The scientists recovered several rock samples from the mud.
U.S. Coast Guard photo by Petty Officer 3rd Class Lauren Steenson.

Then the equipment was reset, and the entire process was completed again.
By evening, the deck crew had executed another successful dredge which yielded further valuable rock samples for the science members to study.
“We recovered rocks from both dredges, which is great. It turned out very successful,” said Mayer. “The mission was very constrained, but everyone has bent over backward to mitigate weather and time challenges.”
He said that weather, ice, and distance are always the challenges faced when operating in the Arctic.
“We had some key mapping targets we’ve worked hard to accomplish. The dredge was a very high priority item for international collaboration,” said Mayer.
“We had no guarantees with the dredge, but we’re coming back with two successful dredges, so we lived up to our end of the cooperative agreement, and the Canadians fulfilled theirs with the data they’ve collected.”
The overarching goal of both the Canadian mission and the U.S. mission is to establish the limits of the ECS by determining the shape of the seafloor, thickness of the sediment, and the nature of the rocks.
The mapping, seismic data, and dredging operations are pieces of the puzzle to determine if the limits of the ECS can be extended.
“Scientists are always greedy, as time on this ship is so valuable,” said Mayer. “How often does anyone get up to an area like this to collect information?
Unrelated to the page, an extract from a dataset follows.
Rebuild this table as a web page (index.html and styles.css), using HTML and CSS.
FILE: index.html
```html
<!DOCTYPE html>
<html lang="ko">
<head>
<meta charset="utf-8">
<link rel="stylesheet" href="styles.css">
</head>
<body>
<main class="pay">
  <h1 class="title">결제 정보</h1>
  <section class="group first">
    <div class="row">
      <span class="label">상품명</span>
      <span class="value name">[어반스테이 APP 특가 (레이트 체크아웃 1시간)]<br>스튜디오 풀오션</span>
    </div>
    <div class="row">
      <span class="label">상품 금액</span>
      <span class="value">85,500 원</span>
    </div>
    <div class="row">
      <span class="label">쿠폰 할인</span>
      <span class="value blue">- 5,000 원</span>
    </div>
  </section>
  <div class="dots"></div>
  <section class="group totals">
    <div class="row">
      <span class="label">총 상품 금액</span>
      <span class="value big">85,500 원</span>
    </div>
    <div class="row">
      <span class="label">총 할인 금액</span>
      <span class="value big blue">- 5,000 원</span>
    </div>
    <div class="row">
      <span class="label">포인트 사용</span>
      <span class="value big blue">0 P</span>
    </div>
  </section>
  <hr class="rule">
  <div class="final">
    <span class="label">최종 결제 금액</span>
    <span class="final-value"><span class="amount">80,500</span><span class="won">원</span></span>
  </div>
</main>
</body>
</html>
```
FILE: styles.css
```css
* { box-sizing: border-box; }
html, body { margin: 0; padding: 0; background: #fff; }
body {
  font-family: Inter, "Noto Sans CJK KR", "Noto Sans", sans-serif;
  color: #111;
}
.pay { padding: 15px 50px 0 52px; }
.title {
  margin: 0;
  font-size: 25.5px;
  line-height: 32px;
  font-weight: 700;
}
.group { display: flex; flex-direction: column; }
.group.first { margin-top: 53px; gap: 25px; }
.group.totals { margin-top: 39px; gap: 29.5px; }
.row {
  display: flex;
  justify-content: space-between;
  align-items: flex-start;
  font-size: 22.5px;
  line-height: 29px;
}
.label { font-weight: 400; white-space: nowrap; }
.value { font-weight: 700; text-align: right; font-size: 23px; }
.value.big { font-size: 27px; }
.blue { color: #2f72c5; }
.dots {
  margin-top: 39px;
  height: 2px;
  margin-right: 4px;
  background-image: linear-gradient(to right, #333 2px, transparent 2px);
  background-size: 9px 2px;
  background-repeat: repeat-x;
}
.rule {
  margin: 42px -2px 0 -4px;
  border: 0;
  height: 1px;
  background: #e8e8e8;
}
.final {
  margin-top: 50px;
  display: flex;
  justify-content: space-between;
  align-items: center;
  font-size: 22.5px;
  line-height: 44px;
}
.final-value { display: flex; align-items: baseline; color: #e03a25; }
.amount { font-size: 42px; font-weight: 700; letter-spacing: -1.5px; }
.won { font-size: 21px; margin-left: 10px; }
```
We know so little about the Arctic; we want every little bit of information we can get.”

 A scientist aboard Coast Guard Cutter Healy holds up a rock sample from the Arctic extended continental shelf, Sept. 23, 2016.
The rock was broken off the undersea cliff-face by the deployed dredge.
U.S. Coast Guard photo by Petty Officer 3rd Class Lauren Steenson.
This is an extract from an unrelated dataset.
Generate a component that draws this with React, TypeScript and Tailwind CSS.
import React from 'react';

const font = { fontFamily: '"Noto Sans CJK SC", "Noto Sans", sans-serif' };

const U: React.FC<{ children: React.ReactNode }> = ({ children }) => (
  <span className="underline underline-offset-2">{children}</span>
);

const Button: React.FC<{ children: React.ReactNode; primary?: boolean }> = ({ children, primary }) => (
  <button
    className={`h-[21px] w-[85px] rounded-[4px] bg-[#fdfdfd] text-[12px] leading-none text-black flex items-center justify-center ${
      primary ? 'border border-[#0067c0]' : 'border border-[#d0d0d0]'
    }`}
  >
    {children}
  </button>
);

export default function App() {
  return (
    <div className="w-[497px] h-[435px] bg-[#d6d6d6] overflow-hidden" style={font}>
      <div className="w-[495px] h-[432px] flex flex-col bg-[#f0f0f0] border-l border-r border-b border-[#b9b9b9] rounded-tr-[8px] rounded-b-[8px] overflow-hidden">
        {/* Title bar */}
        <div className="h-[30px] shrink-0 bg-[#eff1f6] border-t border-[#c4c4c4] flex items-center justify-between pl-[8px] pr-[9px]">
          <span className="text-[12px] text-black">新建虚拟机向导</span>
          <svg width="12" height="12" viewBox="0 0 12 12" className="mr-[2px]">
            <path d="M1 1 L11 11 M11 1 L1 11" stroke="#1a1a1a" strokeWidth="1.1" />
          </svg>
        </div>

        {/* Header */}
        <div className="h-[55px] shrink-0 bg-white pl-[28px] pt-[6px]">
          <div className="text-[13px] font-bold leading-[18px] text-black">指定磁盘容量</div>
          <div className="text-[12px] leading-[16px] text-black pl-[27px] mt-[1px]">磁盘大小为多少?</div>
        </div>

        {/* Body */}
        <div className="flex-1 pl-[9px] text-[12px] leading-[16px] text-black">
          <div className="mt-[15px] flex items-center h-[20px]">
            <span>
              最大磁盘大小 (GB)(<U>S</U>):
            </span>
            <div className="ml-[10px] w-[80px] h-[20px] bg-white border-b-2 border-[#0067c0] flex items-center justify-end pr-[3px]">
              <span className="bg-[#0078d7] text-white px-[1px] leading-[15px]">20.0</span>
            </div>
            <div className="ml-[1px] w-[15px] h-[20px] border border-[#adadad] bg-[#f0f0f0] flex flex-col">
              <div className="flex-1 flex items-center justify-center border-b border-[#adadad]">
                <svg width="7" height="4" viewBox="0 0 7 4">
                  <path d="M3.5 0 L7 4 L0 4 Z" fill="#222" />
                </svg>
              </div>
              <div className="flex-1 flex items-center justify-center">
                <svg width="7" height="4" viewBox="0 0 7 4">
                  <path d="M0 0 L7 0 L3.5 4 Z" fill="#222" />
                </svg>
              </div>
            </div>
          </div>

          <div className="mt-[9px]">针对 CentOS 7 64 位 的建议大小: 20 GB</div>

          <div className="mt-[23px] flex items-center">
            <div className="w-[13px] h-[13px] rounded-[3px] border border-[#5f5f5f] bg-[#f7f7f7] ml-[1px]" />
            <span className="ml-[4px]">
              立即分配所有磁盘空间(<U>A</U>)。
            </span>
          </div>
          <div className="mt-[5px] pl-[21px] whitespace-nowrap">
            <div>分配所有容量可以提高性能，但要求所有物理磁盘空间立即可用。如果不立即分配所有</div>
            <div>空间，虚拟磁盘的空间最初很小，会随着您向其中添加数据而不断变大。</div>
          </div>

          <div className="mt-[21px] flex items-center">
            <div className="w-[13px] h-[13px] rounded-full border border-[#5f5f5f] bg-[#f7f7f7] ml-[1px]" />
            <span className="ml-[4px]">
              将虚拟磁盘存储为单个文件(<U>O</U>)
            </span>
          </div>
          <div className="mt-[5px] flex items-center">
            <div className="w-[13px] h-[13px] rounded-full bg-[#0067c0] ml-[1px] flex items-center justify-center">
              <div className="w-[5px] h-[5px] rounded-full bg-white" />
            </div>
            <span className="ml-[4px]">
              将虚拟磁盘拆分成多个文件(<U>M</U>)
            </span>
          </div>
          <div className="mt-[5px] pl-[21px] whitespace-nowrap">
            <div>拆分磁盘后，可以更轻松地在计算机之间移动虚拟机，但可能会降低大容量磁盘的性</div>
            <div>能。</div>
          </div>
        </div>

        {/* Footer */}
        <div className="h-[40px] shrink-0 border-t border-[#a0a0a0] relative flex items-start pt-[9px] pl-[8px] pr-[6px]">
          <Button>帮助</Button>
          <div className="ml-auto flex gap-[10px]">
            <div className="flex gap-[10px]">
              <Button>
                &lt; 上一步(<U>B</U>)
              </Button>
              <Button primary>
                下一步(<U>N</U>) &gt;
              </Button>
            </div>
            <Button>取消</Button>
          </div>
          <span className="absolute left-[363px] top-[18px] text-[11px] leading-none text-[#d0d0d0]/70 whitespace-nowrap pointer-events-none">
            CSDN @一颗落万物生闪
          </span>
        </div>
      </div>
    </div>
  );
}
All the collected samples will be delivered to the U.S. Geological Survey, the official curator of the samples. Then they are sent to Canada, or made available to Canadian scientists, to determine the nature of the rocks and ECS.
The ECS for the U.S. and Canada are very close together, if not overlapping. The bottom line is that it is so challenging to work in the Arctic, Mayer said. Pooling resources and coordinating research with our neighbor saves both countries a tremendous amount of cost and effort, and that’s why we can work together and share information.
“It’s rewarding on many levels. It’s a feeling of serving your country in a sense, since we’re doing something on behalf a national mission,” said Mayer. “It’s also one of the most unexplored places in the world, so we are truly explorers mapping places that have never been mapped before and taking samples from things that people have no idea what it’s made of.”

Capt. Jason Hamilton, commanding officer, Coast Guard Cutter Healy, talks about the cutter's missions in the Arctic this year.
U.S. Coast Guard video by Lt. Anastacia Visneski.
Healy’s commanding officer, Capt. Jason Hamilton, agreed with Mayer that it is a privilege to serve the United States at the end of the planet.
Hamilton said, “The Healy crew is honored to act as the backbone for groundbreaking science, providing presence and access throughout the Arctic to execute Coast Guard missions, project national sovereignty, and fulfill our treaty obligations.”
The overall attitude of this mission has been bittersweet between the excitement of exploring and researching the unknown, and the reality of why ships are now able to access areas this far north. Receding Arctic ice is opening up the area to additional claims to resources via the ECS, as well as increased commerce, transit, and touring.
The need for precautions, protection, and safety of life at sea and ecosystem is paramount in the years to come.